**Data rows:**

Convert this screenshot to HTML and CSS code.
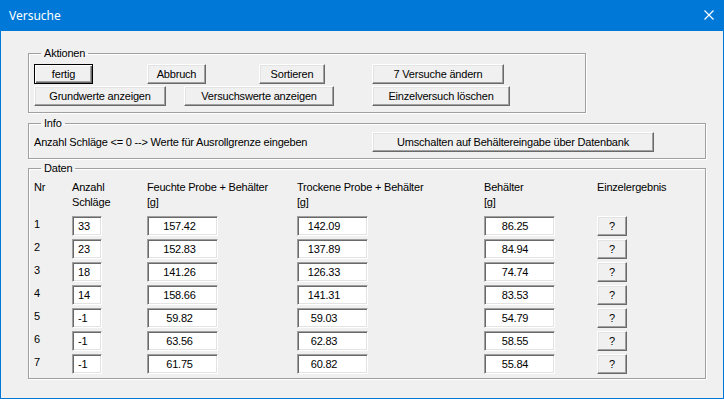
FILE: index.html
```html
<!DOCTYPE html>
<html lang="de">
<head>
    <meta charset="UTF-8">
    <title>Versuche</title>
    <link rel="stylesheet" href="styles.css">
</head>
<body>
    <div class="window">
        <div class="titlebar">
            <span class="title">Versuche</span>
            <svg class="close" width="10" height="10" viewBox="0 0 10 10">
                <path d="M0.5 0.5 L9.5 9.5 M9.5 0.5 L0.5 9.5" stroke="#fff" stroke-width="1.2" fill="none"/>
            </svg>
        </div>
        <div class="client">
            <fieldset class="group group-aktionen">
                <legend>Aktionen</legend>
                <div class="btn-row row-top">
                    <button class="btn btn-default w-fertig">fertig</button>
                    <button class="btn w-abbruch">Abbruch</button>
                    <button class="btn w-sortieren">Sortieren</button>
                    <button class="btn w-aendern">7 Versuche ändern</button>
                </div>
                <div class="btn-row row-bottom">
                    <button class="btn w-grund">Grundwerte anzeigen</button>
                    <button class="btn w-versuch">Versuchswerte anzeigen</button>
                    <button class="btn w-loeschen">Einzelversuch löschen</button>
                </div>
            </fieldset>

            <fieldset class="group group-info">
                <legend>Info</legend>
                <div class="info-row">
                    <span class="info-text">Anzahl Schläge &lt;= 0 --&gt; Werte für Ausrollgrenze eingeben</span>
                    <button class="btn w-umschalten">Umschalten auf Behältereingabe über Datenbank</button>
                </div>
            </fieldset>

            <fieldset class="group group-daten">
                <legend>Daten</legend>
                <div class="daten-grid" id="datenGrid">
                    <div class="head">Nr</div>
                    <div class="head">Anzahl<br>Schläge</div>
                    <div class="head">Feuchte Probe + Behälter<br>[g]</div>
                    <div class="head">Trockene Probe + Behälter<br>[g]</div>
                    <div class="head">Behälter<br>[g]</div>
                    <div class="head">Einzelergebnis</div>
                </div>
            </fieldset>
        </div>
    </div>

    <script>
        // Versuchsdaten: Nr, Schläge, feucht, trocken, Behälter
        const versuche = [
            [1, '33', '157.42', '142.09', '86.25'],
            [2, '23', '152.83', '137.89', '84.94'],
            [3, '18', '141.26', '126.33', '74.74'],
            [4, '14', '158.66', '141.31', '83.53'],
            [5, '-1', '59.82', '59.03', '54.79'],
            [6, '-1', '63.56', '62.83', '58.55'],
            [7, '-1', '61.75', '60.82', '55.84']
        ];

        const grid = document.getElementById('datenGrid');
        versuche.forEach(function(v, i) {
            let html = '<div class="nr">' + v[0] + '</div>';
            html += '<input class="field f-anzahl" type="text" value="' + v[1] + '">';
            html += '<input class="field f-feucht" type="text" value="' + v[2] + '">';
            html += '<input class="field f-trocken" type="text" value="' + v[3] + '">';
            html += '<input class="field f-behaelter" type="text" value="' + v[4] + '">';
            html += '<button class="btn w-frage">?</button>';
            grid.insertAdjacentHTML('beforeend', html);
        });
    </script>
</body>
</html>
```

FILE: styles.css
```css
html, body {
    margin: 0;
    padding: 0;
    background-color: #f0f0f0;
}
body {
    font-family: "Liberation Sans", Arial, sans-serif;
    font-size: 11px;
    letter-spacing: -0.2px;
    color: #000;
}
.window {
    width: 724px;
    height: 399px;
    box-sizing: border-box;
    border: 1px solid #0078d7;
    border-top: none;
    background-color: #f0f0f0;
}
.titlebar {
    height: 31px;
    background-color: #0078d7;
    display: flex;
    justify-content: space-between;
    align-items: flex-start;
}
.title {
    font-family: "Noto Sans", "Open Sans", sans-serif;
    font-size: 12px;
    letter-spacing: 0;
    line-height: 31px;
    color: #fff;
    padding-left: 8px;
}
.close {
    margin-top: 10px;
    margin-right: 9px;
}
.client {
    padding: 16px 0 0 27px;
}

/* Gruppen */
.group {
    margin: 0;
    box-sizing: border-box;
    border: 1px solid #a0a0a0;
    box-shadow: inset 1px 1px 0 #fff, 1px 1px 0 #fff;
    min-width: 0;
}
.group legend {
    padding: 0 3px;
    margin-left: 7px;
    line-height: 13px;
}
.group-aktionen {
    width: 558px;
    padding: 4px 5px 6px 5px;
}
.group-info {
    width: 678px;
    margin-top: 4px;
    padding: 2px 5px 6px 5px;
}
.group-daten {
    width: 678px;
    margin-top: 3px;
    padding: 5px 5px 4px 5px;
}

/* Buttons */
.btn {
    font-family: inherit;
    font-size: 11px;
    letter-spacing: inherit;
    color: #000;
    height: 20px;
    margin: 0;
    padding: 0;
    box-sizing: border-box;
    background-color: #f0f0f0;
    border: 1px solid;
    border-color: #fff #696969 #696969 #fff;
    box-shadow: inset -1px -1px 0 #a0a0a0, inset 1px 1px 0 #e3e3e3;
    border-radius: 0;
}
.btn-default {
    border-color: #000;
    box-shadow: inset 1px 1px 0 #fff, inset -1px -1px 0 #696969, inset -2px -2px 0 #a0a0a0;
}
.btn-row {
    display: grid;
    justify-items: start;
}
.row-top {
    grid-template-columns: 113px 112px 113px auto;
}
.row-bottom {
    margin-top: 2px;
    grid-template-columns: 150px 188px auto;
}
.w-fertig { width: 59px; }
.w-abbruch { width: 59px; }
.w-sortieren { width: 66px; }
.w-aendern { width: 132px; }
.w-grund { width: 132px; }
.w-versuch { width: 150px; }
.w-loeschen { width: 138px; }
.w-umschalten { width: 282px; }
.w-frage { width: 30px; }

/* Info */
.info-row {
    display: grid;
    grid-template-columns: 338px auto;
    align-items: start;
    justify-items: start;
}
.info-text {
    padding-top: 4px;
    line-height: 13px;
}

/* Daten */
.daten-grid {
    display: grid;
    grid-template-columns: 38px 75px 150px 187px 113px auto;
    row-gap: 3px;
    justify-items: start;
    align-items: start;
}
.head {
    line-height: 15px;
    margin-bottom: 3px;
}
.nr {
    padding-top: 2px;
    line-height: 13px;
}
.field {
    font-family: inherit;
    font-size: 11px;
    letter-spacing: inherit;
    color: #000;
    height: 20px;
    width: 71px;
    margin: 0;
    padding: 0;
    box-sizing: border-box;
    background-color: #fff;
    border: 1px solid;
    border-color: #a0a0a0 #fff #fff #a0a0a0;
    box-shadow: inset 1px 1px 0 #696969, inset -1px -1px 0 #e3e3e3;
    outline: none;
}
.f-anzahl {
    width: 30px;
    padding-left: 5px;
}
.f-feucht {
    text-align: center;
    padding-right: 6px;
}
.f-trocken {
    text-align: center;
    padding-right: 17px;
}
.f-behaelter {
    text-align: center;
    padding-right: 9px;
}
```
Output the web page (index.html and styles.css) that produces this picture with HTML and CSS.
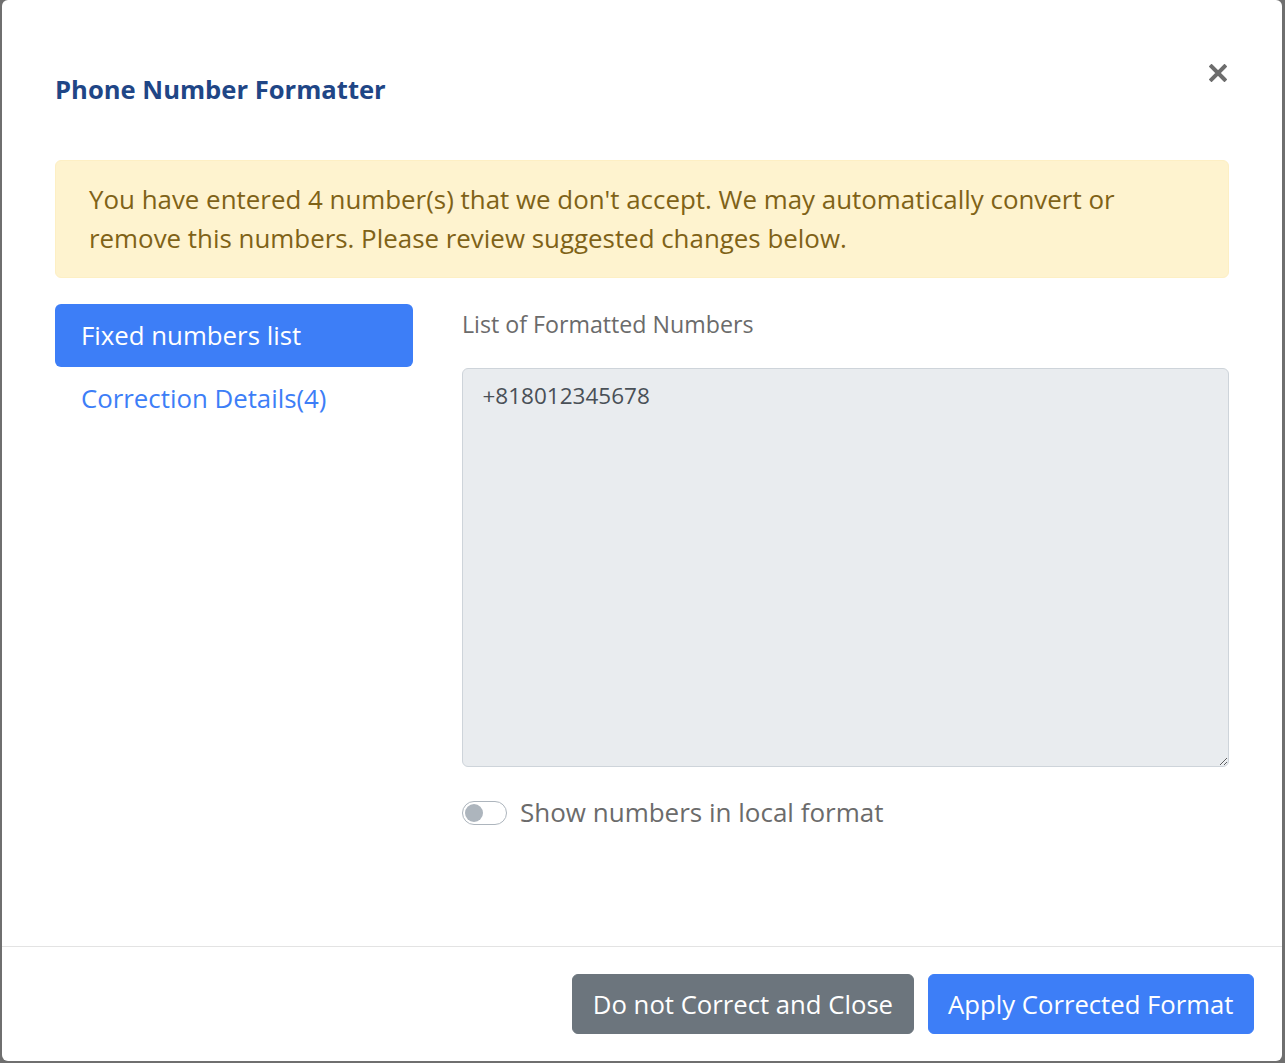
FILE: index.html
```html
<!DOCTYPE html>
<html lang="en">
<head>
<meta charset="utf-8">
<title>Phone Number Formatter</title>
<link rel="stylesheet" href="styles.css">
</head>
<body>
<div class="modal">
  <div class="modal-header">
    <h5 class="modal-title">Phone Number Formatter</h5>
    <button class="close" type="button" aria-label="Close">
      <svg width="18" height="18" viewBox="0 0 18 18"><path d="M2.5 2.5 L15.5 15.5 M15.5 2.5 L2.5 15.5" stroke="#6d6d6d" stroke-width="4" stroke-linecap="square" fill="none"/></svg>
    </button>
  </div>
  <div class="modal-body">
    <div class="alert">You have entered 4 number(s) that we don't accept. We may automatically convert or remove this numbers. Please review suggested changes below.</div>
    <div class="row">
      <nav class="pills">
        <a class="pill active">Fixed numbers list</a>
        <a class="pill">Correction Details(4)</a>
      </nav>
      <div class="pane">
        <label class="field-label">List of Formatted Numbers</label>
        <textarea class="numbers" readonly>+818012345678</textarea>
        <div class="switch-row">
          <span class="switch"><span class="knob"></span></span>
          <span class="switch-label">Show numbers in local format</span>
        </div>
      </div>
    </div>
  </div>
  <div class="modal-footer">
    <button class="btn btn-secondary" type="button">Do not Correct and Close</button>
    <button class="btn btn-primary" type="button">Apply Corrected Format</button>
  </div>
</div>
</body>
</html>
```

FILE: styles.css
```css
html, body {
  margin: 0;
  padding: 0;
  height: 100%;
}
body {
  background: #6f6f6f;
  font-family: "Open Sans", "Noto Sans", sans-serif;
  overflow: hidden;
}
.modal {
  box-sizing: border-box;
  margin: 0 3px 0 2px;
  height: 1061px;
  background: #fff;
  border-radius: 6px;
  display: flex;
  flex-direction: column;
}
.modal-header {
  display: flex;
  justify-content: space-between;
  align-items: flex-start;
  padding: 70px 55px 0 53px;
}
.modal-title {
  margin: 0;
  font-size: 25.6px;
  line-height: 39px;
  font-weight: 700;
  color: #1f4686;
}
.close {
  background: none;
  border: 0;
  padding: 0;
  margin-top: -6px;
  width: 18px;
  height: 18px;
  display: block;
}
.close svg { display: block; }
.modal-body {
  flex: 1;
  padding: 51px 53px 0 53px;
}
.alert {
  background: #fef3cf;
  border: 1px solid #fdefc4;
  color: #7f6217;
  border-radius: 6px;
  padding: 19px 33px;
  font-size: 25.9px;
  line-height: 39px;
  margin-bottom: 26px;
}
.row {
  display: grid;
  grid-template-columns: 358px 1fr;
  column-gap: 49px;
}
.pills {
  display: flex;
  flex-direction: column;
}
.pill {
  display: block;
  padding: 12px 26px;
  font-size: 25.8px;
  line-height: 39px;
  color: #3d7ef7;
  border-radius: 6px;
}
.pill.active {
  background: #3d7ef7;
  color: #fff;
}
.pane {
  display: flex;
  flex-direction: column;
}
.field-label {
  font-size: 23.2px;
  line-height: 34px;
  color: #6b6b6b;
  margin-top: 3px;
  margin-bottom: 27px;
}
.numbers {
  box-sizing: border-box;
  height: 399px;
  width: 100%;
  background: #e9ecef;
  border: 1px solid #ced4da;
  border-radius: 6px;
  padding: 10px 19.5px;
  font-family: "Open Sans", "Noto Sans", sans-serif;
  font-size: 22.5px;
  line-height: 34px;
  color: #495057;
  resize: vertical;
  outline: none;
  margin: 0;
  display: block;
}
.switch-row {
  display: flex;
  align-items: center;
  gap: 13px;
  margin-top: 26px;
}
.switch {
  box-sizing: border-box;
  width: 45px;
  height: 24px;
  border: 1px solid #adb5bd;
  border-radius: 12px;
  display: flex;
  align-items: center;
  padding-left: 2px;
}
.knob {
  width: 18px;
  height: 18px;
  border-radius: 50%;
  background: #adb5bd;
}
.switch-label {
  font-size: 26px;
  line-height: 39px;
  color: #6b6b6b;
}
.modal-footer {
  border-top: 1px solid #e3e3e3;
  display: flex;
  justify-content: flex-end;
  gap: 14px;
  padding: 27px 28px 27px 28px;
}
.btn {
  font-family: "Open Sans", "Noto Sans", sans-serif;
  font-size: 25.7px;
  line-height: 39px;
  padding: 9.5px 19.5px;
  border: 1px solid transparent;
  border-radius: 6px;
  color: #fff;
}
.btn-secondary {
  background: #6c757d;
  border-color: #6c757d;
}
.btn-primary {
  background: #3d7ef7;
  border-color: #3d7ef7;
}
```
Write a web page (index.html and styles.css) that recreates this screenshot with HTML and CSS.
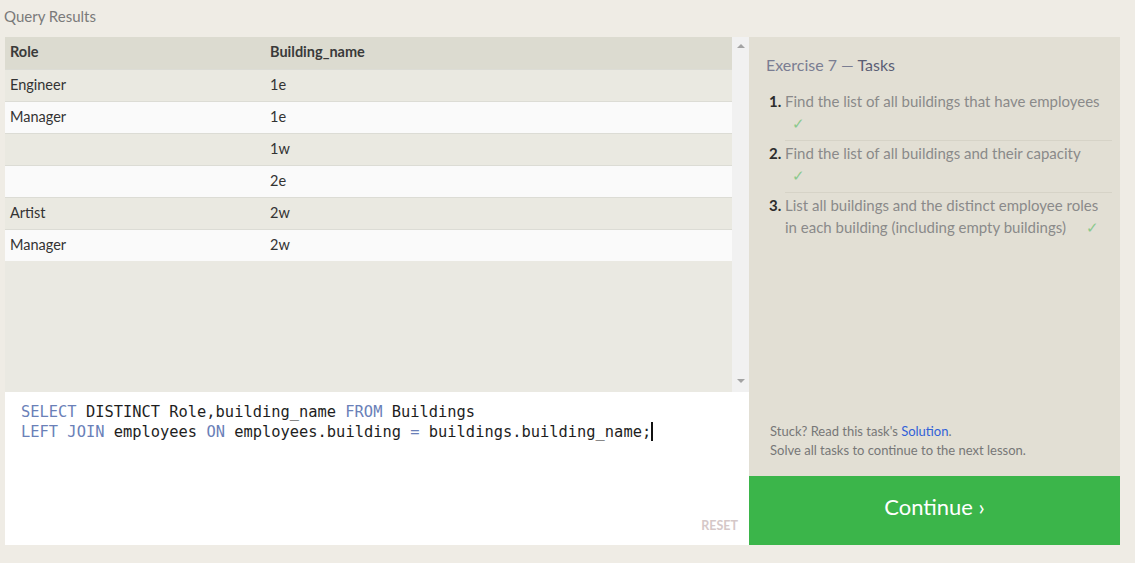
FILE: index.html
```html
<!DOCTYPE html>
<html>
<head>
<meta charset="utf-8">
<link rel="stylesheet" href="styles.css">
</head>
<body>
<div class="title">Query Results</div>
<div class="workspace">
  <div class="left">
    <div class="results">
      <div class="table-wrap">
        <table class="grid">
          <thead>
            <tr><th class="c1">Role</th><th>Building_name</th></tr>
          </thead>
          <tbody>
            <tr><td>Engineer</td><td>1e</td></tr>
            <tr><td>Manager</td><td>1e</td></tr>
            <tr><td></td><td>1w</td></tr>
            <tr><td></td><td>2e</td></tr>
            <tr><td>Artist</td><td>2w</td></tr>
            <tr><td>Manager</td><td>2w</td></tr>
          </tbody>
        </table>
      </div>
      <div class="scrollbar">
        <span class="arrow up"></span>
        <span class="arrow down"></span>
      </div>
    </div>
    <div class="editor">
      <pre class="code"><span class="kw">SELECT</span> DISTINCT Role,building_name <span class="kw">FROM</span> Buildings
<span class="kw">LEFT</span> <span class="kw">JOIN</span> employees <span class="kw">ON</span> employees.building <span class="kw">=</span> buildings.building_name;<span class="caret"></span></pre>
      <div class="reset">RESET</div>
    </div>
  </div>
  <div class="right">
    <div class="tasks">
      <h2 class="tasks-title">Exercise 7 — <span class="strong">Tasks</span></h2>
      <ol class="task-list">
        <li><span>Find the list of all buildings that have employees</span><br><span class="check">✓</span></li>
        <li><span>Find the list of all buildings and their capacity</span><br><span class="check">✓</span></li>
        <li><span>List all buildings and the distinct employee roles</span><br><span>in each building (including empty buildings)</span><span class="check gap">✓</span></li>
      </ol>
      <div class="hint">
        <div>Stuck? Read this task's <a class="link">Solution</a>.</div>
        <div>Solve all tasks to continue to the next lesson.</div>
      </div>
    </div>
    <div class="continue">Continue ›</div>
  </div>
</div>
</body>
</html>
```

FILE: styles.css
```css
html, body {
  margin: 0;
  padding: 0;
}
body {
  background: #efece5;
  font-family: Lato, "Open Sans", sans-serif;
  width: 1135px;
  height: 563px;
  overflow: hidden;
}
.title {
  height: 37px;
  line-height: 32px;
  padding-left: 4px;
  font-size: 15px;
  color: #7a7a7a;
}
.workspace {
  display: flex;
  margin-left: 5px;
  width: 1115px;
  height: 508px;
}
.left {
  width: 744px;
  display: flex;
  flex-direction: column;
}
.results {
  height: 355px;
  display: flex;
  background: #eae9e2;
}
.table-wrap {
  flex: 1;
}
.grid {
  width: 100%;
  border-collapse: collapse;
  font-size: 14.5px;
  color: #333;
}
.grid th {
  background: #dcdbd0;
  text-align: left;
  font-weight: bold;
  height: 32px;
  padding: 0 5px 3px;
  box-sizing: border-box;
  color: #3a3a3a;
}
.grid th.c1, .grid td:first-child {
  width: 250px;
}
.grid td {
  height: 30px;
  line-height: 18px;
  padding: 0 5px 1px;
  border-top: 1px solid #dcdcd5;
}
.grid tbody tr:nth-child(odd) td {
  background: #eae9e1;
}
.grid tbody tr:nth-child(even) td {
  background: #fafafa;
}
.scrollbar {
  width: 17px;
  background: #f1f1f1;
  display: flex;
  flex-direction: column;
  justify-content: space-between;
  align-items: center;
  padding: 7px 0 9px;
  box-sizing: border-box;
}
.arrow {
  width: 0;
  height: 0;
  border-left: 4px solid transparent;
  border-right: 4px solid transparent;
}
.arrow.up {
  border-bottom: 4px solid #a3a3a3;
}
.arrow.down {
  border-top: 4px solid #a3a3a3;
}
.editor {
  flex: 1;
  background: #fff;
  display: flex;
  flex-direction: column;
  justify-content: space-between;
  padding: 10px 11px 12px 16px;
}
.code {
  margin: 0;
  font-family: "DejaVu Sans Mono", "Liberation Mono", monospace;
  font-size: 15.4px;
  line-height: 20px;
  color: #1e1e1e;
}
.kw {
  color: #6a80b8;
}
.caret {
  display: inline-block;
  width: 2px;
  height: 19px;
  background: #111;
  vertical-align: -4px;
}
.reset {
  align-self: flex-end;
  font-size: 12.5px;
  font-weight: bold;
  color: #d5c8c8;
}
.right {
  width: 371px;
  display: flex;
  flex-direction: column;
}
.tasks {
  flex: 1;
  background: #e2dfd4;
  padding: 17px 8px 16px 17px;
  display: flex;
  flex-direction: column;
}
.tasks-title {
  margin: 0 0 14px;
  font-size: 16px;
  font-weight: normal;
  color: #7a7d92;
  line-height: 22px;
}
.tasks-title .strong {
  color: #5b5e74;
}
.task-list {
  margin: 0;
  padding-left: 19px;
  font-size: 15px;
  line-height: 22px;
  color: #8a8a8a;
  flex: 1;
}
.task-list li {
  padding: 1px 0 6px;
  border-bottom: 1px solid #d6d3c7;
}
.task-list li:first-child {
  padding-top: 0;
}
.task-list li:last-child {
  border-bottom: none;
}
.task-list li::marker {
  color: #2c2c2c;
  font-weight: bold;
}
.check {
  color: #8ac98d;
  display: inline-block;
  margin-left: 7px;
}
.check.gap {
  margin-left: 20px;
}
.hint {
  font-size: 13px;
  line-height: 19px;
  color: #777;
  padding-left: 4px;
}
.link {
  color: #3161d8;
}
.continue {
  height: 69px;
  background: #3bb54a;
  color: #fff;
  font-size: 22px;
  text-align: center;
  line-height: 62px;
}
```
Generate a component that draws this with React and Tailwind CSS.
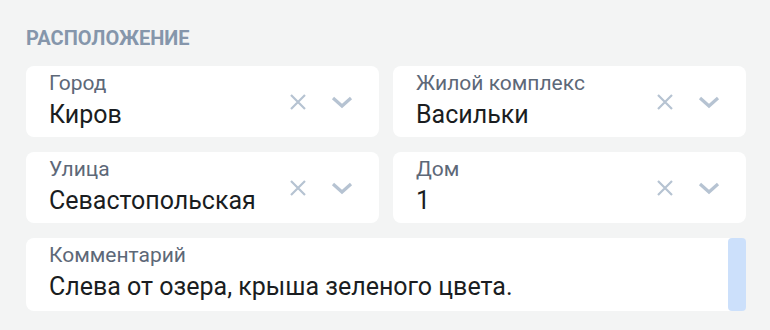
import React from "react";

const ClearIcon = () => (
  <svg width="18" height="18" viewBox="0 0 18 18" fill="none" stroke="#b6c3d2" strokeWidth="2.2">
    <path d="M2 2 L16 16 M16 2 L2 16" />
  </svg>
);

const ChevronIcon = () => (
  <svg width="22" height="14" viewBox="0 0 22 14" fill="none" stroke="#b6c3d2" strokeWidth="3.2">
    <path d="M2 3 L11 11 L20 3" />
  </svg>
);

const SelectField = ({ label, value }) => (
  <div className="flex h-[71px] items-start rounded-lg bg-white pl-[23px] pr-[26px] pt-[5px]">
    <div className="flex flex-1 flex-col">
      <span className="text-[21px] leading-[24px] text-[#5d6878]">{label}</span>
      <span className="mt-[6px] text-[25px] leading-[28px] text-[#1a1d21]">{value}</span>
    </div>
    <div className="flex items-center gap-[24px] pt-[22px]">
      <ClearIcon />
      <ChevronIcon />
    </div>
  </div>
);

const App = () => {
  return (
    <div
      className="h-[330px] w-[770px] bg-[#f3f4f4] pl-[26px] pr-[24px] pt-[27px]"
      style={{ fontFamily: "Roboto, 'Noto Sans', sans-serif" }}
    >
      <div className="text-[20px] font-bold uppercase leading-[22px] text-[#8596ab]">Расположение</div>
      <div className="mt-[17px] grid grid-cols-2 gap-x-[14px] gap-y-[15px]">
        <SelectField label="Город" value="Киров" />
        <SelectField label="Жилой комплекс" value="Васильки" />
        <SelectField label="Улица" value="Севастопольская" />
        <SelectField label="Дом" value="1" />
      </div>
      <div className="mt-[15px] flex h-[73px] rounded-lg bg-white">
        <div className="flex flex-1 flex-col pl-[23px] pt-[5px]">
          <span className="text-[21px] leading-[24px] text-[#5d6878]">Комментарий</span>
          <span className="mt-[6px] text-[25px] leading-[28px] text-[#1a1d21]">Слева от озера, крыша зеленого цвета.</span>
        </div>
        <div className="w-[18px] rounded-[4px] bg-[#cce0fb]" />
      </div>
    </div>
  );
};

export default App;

**Task details:**
Using the material above, count the lines containing the word "that". Reply with the number alone.

**Completed task:**
5